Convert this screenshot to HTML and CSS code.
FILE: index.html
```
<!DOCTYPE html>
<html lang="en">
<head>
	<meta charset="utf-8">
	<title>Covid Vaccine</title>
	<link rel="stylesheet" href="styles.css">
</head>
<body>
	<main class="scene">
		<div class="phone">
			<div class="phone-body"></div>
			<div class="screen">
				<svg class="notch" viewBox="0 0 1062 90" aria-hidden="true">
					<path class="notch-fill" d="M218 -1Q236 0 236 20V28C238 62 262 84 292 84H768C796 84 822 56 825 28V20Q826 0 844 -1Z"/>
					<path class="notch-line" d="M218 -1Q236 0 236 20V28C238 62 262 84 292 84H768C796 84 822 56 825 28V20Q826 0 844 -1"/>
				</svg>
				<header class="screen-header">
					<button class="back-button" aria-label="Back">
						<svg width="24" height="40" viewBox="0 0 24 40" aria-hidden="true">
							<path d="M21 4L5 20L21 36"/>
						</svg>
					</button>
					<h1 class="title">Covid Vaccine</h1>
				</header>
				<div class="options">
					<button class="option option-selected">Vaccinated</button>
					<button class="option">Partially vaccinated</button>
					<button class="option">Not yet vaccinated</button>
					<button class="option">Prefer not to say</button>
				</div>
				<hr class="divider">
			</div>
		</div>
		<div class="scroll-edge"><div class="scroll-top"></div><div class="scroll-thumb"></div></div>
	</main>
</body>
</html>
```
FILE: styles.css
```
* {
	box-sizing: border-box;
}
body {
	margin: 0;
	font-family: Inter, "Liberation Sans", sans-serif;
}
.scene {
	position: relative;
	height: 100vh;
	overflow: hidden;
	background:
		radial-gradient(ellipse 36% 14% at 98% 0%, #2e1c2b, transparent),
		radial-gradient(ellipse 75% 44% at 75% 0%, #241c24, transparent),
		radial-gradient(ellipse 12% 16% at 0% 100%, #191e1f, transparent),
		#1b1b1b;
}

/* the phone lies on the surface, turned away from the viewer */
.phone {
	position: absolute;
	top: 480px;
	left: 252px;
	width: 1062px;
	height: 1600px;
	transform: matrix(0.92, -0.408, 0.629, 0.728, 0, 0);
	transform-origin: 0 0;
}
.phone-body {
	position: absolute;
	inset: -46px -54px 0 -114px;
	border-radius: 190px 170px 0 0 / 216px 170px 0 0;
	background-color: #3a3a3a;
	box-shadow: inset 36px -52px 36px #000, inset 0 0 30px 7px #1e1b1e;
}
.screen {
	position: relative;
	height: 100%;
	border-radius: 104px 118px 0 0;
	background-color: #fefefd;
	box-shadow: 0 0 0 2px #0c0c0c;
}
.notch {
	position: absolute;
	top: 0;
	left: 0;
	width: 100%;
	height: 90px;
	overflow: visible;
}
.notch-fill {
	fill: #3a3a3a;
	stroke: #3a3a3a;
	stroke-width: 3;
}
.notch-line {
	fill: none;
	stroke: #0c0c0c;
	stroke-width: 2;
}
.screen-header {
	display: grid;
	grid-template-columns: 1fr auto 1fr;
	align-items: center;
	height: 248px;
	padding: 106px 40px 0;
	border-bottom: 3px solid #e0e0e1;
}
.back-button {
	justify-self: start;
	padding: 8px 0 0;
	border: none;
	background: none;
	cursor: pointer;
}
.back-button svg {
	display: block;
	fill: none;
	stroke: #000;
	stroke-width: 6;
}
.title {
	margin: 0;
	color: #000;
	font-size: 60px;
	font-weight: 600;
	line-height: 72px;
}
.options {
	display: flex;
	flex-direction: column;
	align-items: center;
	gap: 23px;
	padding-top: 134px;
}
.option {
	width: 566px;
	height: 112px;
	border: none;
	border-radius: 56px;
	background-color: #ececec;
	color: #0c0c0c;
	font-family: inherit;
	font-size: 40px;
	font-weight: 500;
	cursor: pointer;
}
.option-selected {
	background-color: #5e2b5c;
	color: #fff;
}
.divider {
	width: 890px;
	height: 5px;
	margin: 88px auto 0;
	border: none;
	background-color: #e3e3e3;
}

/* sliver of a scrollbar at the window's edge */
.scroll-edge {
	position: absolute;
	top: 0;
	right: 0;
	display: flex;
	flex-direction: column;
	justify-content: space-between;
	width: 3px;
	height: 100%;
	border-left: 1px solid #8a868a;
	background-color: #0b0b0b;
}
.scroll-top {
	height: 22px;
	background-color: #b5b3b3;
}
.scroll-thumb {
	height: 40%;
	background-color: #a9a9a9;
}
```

# # #

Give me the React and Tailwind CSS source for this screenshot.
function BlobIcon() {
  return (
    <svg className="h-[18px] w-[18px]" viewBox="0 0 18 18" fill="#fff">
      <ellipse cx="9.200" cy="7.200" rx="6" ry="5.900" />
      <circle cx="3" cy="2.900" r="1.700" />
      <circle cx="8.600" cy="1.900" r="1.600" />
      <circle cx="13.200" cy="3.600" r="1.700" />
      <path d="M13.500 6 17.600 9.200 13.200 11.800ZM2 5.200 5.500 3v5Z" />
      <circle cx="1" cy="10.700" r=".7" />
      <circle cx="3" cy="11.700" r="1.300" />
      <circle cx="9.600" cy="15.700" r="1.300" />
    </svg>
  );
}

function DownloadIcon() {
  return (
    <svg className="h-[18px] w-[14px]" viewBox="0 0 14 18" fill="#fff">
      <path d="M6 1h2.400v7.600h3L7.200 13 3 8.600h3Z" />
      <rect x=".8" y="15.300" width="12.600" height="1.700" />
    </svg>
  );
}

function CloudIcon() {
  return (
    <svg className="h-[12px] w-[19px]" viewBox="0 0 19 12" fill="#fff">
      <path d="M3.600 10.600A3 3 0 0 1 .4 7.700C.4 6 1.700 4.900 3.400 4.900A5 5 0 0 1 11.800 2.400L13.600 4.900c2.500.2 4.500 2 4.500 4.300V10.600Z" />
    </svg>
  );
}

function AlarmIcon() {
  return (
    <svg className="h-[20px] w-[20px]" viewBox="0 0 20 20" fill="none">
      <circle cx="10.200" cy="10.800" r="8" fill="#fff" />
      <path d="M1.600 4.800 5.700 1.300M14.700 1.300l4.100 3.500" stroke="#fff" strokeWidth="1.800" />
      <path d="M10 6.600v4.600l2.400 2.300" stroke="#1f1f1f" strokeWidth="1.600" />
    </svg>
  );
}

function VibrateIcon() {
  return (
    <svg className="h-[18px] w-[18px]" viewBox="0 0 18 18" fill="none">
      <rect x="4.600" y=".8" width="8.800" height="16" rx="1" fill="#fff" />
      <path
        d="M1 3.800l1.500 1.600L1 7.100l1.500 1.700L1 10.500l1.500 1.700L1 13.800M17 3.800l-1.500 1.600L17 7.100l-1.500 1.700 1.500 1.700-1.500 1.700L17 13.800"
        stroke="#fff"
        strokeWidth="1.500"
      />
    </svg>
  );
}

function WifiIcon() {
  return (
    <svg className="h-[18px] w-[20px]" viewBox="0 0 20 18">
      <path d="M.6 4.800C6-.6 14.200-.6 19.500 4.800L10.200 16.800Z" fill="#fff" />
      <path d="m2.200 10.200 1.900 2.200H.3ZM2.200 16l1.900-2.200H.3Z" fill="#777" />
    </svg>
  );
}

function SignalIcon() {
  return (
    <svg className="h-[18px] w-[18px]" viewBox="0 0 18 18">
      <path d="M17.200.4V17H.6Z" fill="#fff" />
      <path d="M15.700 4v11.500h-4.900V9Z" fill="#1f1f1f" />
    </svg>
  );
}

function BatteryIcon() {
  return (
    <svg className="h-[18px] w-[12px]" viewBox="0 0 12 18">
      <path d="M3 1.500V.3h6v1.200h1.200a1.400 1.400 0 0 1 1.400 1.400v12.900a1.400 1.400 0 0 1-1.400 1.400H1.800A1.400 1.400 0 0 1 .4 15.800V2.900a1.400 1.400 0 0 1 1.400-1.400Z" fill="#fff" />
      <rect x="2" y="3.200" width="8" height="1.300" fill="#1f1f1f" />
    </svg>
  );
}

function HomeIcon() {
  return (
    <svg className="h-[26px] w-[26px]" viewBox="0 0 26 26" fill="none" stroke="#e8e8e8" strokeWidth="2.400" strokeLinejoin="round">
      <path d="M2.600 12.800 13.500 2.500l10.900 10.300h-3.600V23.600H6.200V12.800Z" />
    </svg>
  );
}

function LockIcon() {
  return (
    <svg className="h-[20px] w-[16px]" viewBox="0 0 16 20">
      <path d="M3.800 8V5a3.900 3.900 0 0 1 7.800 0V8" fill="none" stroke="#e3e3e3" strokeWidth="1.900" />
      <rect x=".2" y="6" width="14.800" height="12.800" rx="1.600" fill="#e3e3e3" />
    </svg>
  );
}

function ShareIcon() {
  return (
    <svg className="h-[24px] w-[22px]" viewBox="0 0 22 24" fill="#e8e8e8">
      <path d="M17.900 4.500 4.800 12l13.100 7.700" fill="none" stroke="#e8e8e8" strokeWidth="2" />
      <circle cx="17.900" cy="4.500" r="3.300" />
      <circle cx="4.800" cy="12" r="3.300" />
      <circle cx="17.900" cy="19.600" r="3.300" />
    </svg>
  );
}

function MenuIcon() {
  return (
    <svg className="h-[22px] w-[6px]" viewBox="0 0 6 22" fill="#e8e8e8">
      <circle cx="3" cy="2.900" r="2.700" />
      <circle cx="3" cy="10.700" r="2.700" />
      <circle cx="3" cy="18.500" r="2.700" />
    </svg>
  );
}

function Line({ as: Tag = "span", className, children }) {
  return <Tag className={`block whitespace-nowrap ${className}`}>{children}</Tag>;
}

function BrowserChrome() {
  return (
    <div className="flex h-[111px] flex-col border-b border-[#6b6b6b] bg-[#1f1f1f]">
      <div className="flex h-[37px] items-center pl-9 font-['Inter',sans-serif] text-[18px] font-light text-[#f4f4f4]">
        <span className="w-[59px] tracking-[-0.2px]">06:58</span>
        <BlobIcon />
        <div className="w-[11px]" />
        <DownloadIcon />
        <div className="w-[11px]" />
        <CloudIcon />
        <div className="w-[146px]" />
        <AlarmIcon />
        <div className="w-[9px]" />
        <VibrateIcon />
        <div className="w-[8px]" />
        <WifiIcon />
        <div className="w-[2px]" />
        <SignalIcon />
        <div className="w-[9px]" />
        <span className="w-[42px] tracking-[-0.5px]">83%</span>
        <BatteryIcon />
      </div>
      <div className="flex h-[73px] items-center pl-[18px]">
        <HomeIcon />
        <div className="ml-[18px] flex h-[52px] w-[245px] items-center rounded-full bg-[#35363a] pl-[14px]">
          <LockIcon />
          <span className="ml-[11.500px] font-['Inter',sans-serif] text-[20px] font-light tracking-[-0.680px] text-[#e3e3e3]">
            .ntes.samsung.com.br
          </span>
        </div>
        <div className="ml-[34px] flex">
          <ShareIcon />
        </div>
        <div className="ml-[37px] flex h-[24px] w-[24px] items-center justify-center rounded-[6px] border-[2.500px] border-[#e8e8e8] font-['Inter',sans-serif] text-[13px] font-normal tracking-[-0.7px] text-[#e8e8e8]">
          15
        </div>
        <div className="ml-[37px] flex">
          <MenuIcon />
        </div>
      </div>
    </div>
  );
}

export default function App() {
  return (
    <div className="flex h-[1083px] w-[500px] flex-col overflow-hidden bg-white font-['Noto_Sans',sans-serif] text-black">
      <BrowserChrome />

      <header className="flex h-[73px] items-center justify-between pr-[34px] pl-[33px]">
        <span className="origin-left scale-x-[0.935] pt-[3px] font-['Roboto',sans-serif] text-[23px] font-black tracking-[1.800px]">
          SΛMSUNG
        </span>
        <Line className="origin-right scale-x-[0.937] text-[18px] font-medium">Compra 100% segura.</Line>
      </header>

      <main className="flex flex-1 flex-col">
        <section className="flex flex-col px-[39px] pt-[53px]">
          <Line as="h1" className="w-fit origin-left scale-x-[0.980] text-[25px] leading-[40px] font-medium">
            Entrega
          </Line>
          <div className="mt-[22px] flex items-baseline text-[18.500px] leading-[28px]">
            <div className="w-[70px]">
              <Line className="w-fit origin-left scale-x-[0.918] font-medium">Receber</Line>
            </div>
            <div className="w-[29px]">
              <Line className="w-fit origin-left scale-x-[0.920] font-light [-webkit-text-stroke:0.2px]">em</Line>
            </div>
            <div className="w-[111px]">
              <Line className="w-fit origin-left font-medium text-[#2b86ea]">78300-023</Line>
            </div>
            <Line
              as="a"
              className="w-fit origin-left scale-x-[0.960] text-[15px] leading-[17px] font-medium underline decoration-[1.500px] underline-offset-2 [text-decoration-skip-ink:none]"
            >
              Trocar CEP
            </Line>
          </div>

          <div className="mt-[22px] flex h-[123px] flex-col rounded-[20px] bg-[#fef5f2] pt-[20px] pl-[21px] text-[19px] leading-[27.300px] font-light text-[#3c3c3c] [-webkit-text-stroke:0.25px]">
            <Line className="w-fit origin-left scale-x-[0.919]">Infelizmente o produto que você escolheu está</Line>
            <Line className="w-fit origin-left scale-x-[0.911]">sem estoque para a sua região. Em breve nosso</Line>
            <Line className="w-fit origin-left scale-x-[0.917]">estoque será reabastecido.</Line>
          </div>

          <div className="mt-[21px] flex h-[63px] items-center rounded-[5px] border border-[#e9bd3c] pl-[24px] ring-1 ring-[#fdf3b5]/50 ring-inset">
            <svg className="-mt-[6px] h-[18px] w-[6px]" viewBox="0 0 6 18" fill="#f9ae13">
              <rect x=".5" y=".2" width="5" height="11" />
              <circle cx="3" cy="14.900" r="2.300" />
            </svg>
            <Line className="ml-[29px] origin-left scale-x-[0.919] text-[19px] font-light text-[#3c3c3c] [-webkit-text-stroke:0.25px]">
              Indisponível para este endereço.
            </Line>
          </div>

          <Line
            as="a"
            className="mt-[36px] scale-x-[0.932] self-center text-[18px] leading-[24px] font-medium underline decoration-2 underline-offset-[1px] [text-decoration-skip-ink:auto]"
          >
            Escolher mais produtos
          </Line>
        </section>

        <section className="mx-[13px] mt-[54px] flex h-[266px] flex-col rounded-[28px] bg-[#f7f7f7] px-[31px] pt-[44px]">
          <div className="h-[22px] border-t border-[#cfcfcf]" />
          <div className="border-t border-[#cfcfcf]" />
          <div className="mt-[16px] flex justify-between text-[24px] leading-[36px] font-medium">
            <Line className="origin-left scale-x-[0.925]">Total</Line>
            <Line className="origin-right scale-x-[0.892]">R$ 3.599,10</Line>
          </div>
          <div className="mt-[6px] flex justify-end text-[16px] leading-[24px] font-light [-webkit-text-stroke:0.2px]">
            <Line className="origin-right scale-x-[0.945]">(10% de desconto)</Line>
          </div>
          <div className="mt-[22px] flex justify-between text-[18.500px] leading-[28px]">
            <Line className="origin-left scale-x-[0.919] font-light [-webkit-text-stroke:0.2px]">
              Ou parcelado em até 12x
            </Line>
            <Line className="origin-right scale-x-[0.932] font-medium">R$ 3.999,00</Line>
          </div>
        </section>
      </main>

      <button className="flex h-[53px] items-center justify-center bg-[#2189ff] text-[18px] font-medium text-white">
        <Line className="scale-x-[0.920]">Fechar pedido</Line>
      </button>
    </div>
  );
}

# # #

Looking at the listing above, count the lines that contain "this" and give nothing but the number.

* [Output below]: 2